Winifred James approached her middle child and put her arms around his neck as Toni often did. She rested her forehead against his jaw and he embraced her, ever so gently.

The hug was so tender as to feel insubstantial. Sovereign had the impression that he had gathered in his arms a parcel of smoke that had once been his mother: a fleeting moment before an expected ending.

“I missed you, baby,” she whispered. “I missed you.”

“Mama,” he said, unable to put together any other thought or concept.

“Come on, Mama,” Zenith said after a couple of minutes of this sober, sorrowful embrace. “Let’s bring Sovereign in and let him sit down.”

“Oh, yes,” Winifred James said. But she didn’t let go. “Yes, we should give him some a’ that hard lemonade you made.”

Sovereign stood there with his frail mother in his arms.
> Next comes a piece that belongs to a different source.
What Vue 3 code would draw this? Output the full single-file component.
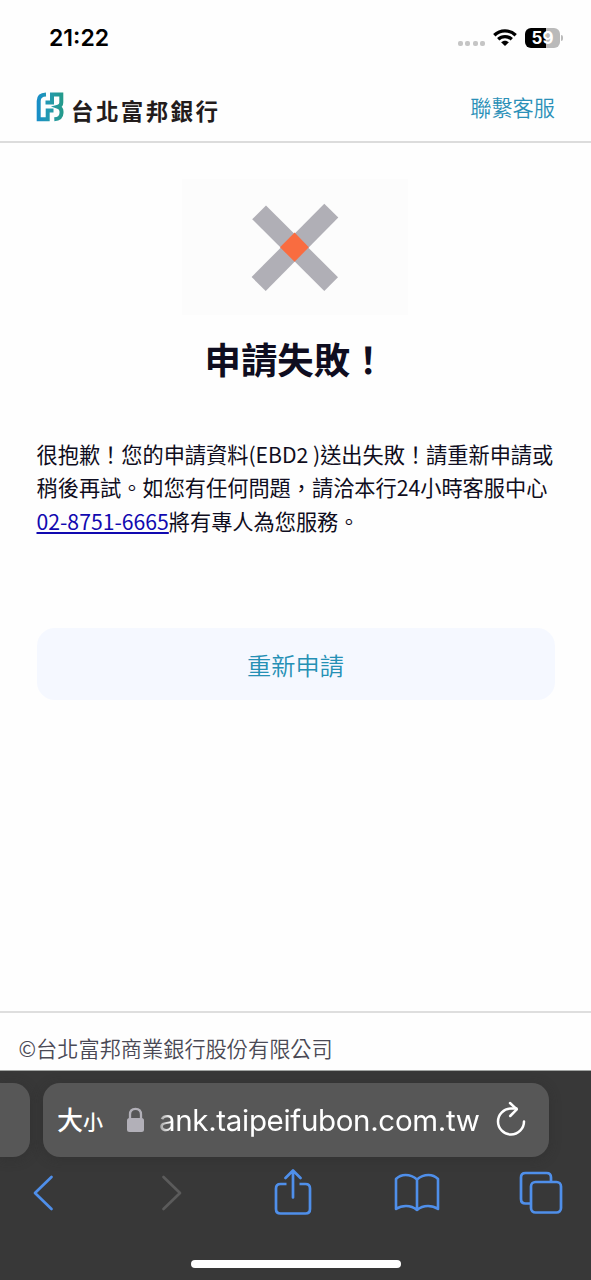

It was an odd feeling, a solitary incident that was out of the range of any experience he had known.

“Mama,” Eddie said, and she raised her head from Sovy’s jaw. “Mama, come on in the dining room and we’ll all sit down and talk.”

While saying these words Drum-Eddie took his mother by the hand, disentangled her from Sovereign, and led her from the unfinished room into the interior of the apartment.

“Sit down and talk,” she said, repeating the words gratefully.

The dining room was a shock.

It was a comparable size to the dining room they had in the cylindrical San Diego home. It was laid out with the same furniture, and even the carpet looked similar to the one Sovereign and Drum rolled on as children.